I don’t know what the headmistress of the music school in Mester Street thought around the midst of the fifties, when a little girl, who started losing her milk teeth, knocked to her room and announced humbly, but resolutely that she would like to learn to play piano. Probably she liked this kind of self-determination, but the future didn’t come up in her mind. Hardly two decades later this girl will be a celebrated star of the most important opera stages, a worthy owner of countless valuable prizes (among them the Kossuth Prize), because of whom firemen have to be flung beside the security guards in many theaters: she had so great successes that the audience would destroy the theater. Telegraphically this would be Eva Marton’s career, but fortunately the age of the telegrams finished, so we can get acquainted with the greatest Hungarian diva of the recent decades in details, and – believe it – it will be very interesting.
- Did You always plan to become an opera singer with such kind of self-determination, that seems from this application to the music school?
- The most 10-year-old girls indulge in daydreaming about having a career as a famous mannequin, a film actress or a ballerina. I didn’t draw in my childhood that I would be an opera singer whatever happens, but it’s a fact that I performed wherever and whenever with pleasure. If there was a cricket near at hand, I stood up and I sang. Then in the primary school my singing teacher attracted the attention of this and told me, if I like to deal with the singing seriously, I have to learn to play piano and I have to learn solfège, because I can acquire the basic knowledge only in this way. In addition I had another motivation, too. Tibor Udvardy, a famous tenor of that age, lived in the next house. He was a very kind, open person; he always wore very elegant clothes and the people greeted him in the street and we, the children, while we was playing in the park between the two houses, through the opened window we listened his practice with a great pleasure. I thought what a magnificent thing could be the life of an opera singer! Then, long after my childhood, when we sang together in Das Rheingold, we recalled this memory and he told that he always thought that I will be a ballerina because of my stature of my moving. So, subsequently I am happy that it hasn’t been realized.
- I think, every opera lover takes delight in this, but fortunately You “sang yourself” into the Music Academy and – regarding Your career – You had a direct way to become a world famous diva.
- If it had been so simple! There was incredibly lots of work before my stage debut! I got married during my studies in the Music Academy, soon after I became a mother in that manner, that I could do only the changing the baby and the learning my roles in that period. Don’t get me wrong, I am miles from complaining, because it was a wonderful, unrepeatable period and – in the field of my career – I could establish my future, because I could sing as a partner of great singers, for example in the Open Air Festival of Szeged and the Open Air Theater of Margaret Island, too.
- Later, not so long after Your graduation, You had great successes as a member of one of the best opera stages of Europe.

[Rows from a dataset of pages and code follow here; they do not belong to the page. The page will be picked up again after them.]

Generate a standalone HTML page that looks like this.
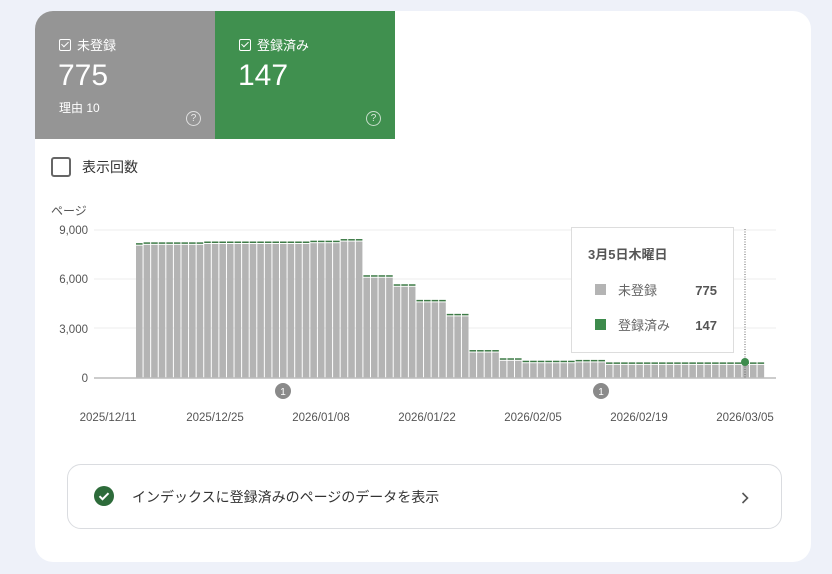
<!DOCTYPE html>
<html><head><meta charset="utf-8"><style>
*{margin:0;padding:0;box-sizing:border-box}
body{width:832px;height:574px;background:#eef1f9;font-family:"Liberation Sans","Noto Sans CJK JP",sans-serif;position:relative;overflow:hidden}
.card{position:absolute;left:35px;top:11px;width:776px;height:551px;background:#fff;border-radius:18px;overflow:hidden}
.tile{position:absolute;top:0;height:128px;width:180px;color:#fff}
.t1{left:0;background:#959595}.t2{left:180px;background:#40904f}
.lab{position:absolute;left:24px;top:24px;font-size:13px;display:flex;align-items:center}
.cb{width:12px;height:12px;border:1.3px solid #fff;border-radius:2px;margin-right:6px;position:relative}
.cb:after{content:"";position:absolute;left:3px;top:0.5px;width:3px;height:6px;border:solid #fff;border-width:0 1.3px 1.3px 0;transform:rotate(45deg)}
.num{position:absolute;left:23px;top:48px;font-size:30px}
.sub{position:absolute;left:24px;top:88px;font-size:12px}
.q{position:absolute;right:14px;bottom:13px;width:15px;height:15px;border:1.3px solid rgba(255,255,255,.7);border-radius:50%;font-size:10px;text-align:center;line-height:13px;color:rgba(255,255,255,.8)}
.imp{position:absolute;left:16px;top:146px;display:flex;align-items:center;font-size:14px;color:#333}
.imp span{width:20px;height:20px;border:2px solid #666;border-radius:3px;margin-right:11px}
.btn{position:absolute;left:32px;top:453px;width:715px;height:65px;border:1px solid #dadce0;border-radius:14px}
.btn .t{position:absolute;left:64px;top:22px;font-size:14px;color:#333}
</style></head><body>
<div class="card">
<div class="tile t1"><div class="lab"><div class="cb"></div>未登録</div><div class="num">775</div><div class="sub">理由 10</div><div class="q">?</div></div>
<div class="tile t2"><div class="lab"><div class="cb"></div>登録済み</div><div class="num">147</div><div class="q">?</div></div>
<div class="imp"><span></span>表示回数</div>
<div class="btn">
<svg style="position:absolute;left:26px;top:21px" width="20" height="20"><circle cx="10" cy="10" r="10" fill="#2d6b3a"/><path d="M5.5 10.2l3 3 6-6" stroke="#fff" stroke-width="2" fill="none"/></svg>
<div class="t">インデックスに登録済みのページのデータを表示</div>
<svg style="position:absolute;left:672px;top:26px" width="10" height="14"><path d="M2.5 2l5 5-5 5" stroke="#555" stroke-width="1.6" fill="none"/></svg>
</div>
</div>
<svg id="ch" style="position:absolute;left:0;top:0" width="832" height="574" font-family="Liberation Sans, Noto Sans CJK JP, sans-serif">
<text x="51" y="215" font-size="12" fill="#555">ページ</text>
<g font-size="11.5" fill="#555" text-anchor="end">
<text x="88" y="234">9,000</text><text x="88" y="283">6,000</text><text x="88" y="333">3,000</text><text x="88" y="382">0</text></g>
<g stroke="#eee"><line x1="94" x2="776" y1="230" y2="230"/><line x1="94" x2="776" y1="279" y2="279"/><line x1="94" x2="776" y1="328" y2="328"/></g>
<g id="bars"></g>
<line x1="94" x2="776" y1="378" y2="378" stroke="#bbb" stroke-width="1.5"/>
<g font-size="11.5" fill="#555" text-anchor="middle">
<text x="108" y="421">2025/12/11</text><text x="215" y="421">2025/12/25</text><text x="321" y="421">2026/01/08</text><text x="427" y="421">2026/01/22</text><text x="533" y="421">2026/02/05</text><text x="639" y="421">2026/02/19</text><text x="745" y="421">2026/03/05</text></g>
<circle cx="283" cy="391" r="8" fill="#8a8a8a"/><text x="283" y="395" font-size="10" fill="#fff" text-anchor="middle">1</text>
<circle cx="601" cy="391" r="8" fill="#8a8a8a"/><text x="601" y="395" font-size="10" fill="#fff" text-anchor="middle">1</text>
<line x1="745" x2="745" y1="229" y2="378" stroke="#666" stroke-dasharray="1,1.5"/>
<circle cx="745" cy="362" r="4" fill="#3d8b4c"/>
<rect x="571.5" y="227.5" width="162" height="125" fill="#fff" stroke="#ddd"/>
<text x="588" y="259" font-size="13" font-weight="bold" fill="#555">3月5日木曜日</text>
<rect x="595" y="284" width="11" height="11" fill="#b4b4b4"/><text x="618" y="295" font-size="13" fill="#666">未登録</text><text x="717" y="295" font-size="13" font-weight="bold" fill="#555" text-anchor="end">775</text>
<rect x="595" y="319" width="11" height="11" fill="#3d8b4c"/><text x="618" y="330" font-size="13" fill="#666">登録済み</text><text x="717" y="330" font-size="13" font-weight="bold" fill="#555" text-anchor="end">147</text>
</svg>
<script>
(function(){
var segs=[[136,143,8200],[143,203,8250],[203,310,8300],[310,340,8350],[340,362,8450],[362,392,6250],[392,415,5700],[415,445,4750],[445,468,3900],[468,498,1700],[498,522,1200],[522,575,1050],[575,604,1100],[604,764,950]];
var s="",w=7.58,NS="http://www.w3.org/2000/svg",g=document.getElementById("bars");
function r(x,y,wd,h,f){var e=document.createElementNS(NS,"rect");e.setAttribute("x",x);e.setAttribute("y",y);e.setAttribute("width",wd);e.setAttribute("height",h);e.setAttribute("fill",f);g.appendChild(e);}
for(var x=136;x<762;x+=w){var c=x+w/2,v=950;for(var i=0;i<segs.length;i++){if(c>=segs[i][0]&&c<segs[i][1]){v=segs[i][2];break;}}
var t=378-v*148/9000;
r(x,t+2.5,w-1,378-t-2.5,"#b4b4b4");
r(x,t,w-1,1.5,"#3d7a46");}
})();
</script>
</body></html>
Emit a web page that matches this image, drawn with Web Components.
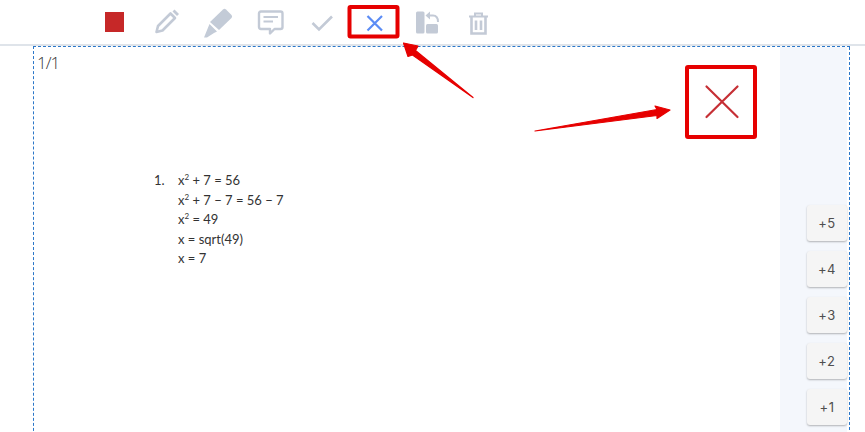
<!DOCTYPE html>
<html>
<head>
<meta charset="utf-8">
<title>Grading</title>
<style>
html,body{margin:0;padding:0;background:#fff;}
body{width:865px;height:432px;overflow:hidden;position:relative;font-family:"Open Sans",sans-serif;}
</style>
</head>
<body>
<grade-page></grade-page>
<script>
const ICONS = {
  pencil: '<path d="M5.5 25 L7 19 L19.5 6.5 L24 11 L11.5 23.5 Z" fill="none" stroke="#c3cad6" stroke-width="2.6" stroke-linejoin="round"/><path d="M21.5 4.5 L23.5 2.5 L28 7 L26 9 Z" fill="#c3cad6"/>',
  marker: '<path d="M9 17 L22 4.5 Q23.5 3.2 25 4.5 L30.5 10 Q31.8 11.5 30.5 13 L18 25 Z" fill="#c3cbd7"/><path d="M8.5 19 L16 26.5 L13 28 L6 32.5 H3 Z" fill="#c3cbd7"/>',
  comment: '<path d="M6 4.5 H25.5 Q27.5 4.5 27.5 6.5 V20 Q27.5 22 25.5 22 H19.5 L15 26.5 V22 H6 Q4 22 4 20 V6.5 Q4 4.5 6 4.5 Z" fill="none" stroke="#c3cad6" stroke-width="2.4" stroke-linejoin="round"/><path d="M8.5 10 H23 M8.5 14.5 H18" stroke="#c3cad6" stroke-width="2.2" fill="none"/>',
  check: '<path d="M4.5 15 L11 21.5 L24 8.5" fill="none" stroke="#c3cad6" stroke-width="2.6"/>',
  cross: '<path d="M6.5 7 L21 21.5 M21 7 L6.5 21.5" fill="none" stroke="#5b8cf5" stroke-width="2.2"/>',
  rotate: '<rect x="3" y="2.5" width="8.5" height="22" rx="1.5" fill="#c3cad6"/><rect x="13" y="15" width="12" height="9.5" rx="1.5" fill="#c3cad6"/><path d="M15 6.5 H20 Q25 6.5 25 13" fill="none" stroke="#c3cad6" stroke-width="2"/><path d="M17 2.5 L12.5 6.5 L17 10.5 Z" fill="#c3cad6"/>',
  trash: '<path d="M3 6.5 H22 M9 6 V3.5 H16 V6" fill="none" stroke="#c3cad6" stroke-width="2"/><path d="M5.5 7 V23.5 H19.5 V7 M10 10.5 V20 M15 10.5 V20" fill="none" stroke="#c3cad6" stroke-width="2.6"/>'
};

class ToolIcon extends HTMLElement {
  connectedCallback() {
    const sh = this.attachShadow({ mode: 'open' });
    const name = this.getAttribute('name');
    const size = this.getAttribute('size') || 30;
    sh.innerHTML = `<style>
      :host{display:flex;width:52px;height:44px;align-items:center;justify-content:center;}
      svg{display:block;}
      .swatch{width:19px;height:20px;margin-left:1px;background:#c62828;}
    </style>` + (name === 'color'
      ? '<div class="swatch"></div>'
      : `<svg width="${size}" height="${size}" viewBox="0 0 ${size} ${size}">${ICONS[name]}</svg>`);
  }
}
customElements.define('tool-icon', ToolIcon);

class ToolBar extends HTMLElement {
  connectedCallback() {
    const sh = this.attachShadow({ mode: 'open' });
    sh.innerHTML = `<style>
      :host{display:flex;height:44px;padding-left:88px;border-bottom:2px solid #dfe4ea;background:#fff;}
    </style><slot></slot>`;
  }
}
customElements.define('tool-bar', ToolBar);

class ScoreButton extends HTMLElement {
  connectedCallback() {
    const sh = this.attachShadow({ mode: 'open' });
    sh.innerHTML = `<style>
      :host{display:flex;width:40px;height:36px;align-items:center;justify-content:center;background:#f5f5f5;border-radius:3px;
        box-shadow:0 1px 2px rgba(0,0,0,.28);font:13px Inter,Roboto,sans-serif;letter-spacing:.6px;color:#4f4f4f;}
    </style><slot></slot>`;
  }
}
customElements.define('score-button', ScoreButton);

class ScorePanel extends HTMLElement {
  connectedCallback() {
    const sh = this.attachShadow({ mode: 'open' });
    sh.innerHTML = `<style>
      :host{display:flex;flex-direction:column;gap:10px;box-sizing:border-box;width:67px;background:#f4f7fc;padding:158px 0 0 27px;}
    </style><slot></slot>`;
  }
}
customElements.define('score-panel', ScorePanel);

class AnswerSheet extends HTMLElement {
  connectedCallback() {
    const sh = this.attachShadow({ mode: 'open' });
    sh.innerHTML = `<style>
      :host{display:flex;flex:1;min-width:0;flex-direction:column;font-family:Lato,"Liberation Sans",sans-serif;color:#333;}
      .page{font:300 17px/20px "Open Sans",sans-serif;color:#333;padding:6px 0 0 3px;height:118px;letter-spacing:-1px;}
      .answer{display:flex;font-size:13px;line-height:19.5px;padding-left:120px;}
      .num{width:24px;}
      sup{font-size:8px;line-height:0;}
    </style>
    <div class="page">1/1</div>
    <div class="answer">
      <div class="num">1.</div>
      <div>
        <div>x<sup>2</sup> + 7 = 56</div>
        <div>x<sup>2</sup> + 7 &minus; 7 = 56 &minus; 7</div>
        <div>x<sup>2</sup> = 49</div>
        <div>x = sqrt(49)</div>
        <div>x = 7</div>
      </div>
    </div>`;
  }
}
customElements.define('answer-sheet', AnswerSheet);

class MarkCallouts extends HTMLElement {
  connectedCallback() {
    const sh = this.attachShadow({ mode: 'open' });
    sh.innerHTML = `<style>
      :host{position:absolute;left:0;top:0;width:865px;height:432px;pointer-events:none;}
      svg{position:absolute;left:0;top:0;}
    </style>
    <svg width="865" height="432" viewBox="0 0 865 432">
      <rect x="349.5" y="7" width="48" height="29.5" rx="1" fill="none" stroke="#e60000" stroke-width="4"/>
      <rect x="687" y="67" width="68" height="70" rx="1" fill="none" stroke="#e60000" stroke-width="4"/>
      <path d="M706.5 86.5 L737.5 117 M737.5 86.5 L706.5 117" fill="none" stroke="#c62f35" stroke-width="2.2" stroke-linecap="round"/>
      <path d="M403.5 43 L418 46 L415.5 50.5 L473 97.5 L412.5 55 L408 56.5 Z" fill="#e60000" stroke="#e60000" stroke-width="1.2" stroke-linejoin="round"/>
      <path d="M670 110 L655 106 L657 109.5 L535 131 L657 115.5 L657 118.5 Z" fill="#e60000" stroke="#e60000" stroke-width="1.2" stroke-linejoin="round"/>
    </svg>`;
  }
}
customElements.define('mark-callouts', MarkCallouts);

class GradePage extends HTMLElement {
  connectedCallback() {
    const sh = this.attachShadow({ mode: 'open' });
    sh.innerHTML = `<style>
      :host{display:block;position:relative;width:865px;height:432px;overflow:hidden;}
      .wrap{height:386px;padding:0 15px 0 33px;}
      .canvas{display:flex;box-sizing:border-box;height:400px;border:1px dashed #2b77c9;border-right:0;width:817px;padding-right:3px;position:relative;}
      .edge{position:absolute;right:0;top:0;bottom:0;width:0;border-right:1px dashed #2b77c9;}
    </style>
    <tool-bar>
      <tool-icon name="color"></tool-icon>
      <tool-icon name="pencil"></tool-icon>
      <tool-icon name="marker" size="34"></tool-icon>
      <tool-icon name="comment"></tool-icon>
      <tool-icon name="check" size="28"></tool-icon>
      <tool-icon name="cross" size="27"></tool-icon>
      <tool-icon name="rotate" size="26"></tool-icon>
      <tool-icon name="trash" size="25"></tool-icon>
    </tool-bar>
    <div class="wrap">
      <div class="canvas">
        <answer-sheet></answer-sheet>
        <score-panel>
          <score-button>+5</score-button>
          <score-button>+4</score-button>
          <score-button>+3</score-button>
          <score-button>+2</score-button>
          <score-button>+1</score-button>
        </score-panel>
        <div class="edge"></div>
      </div>
    </div>
    <mark-callouts></mark-callouts>`;
  }
}
customElements.define('grade-page', GradePage);
</script>
</body>
</html>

- Well, Christiph von Dohnányi, the director of Frankfurt Opera, asked me and I signed the offered contract with pleasure. I was a member of a truly professional team there, I worked together with excellent partners and directors and I got numerous wonderful roles. Later I followed von Dohnányi to Hamburg, then in 1980 I “set up for myself”. Since then, as a freelancer I have sung with true world stars in the most famous opera houses and concert halls. The three tenors (Pavarotti, Domingo, Carreras), Birgit Nilsson, Tito Gobbi, Renato Bruson and I could enumerate the other excellent partners. I am proud of that I could sing in the productions of Franco Zeffirelli, Giancarlo del Monaco, Götz Friedrich with such great conductors like Zubin Mehta, Lorin Maazel, James Levine, Claudio Abbado, Sir Georg Solti…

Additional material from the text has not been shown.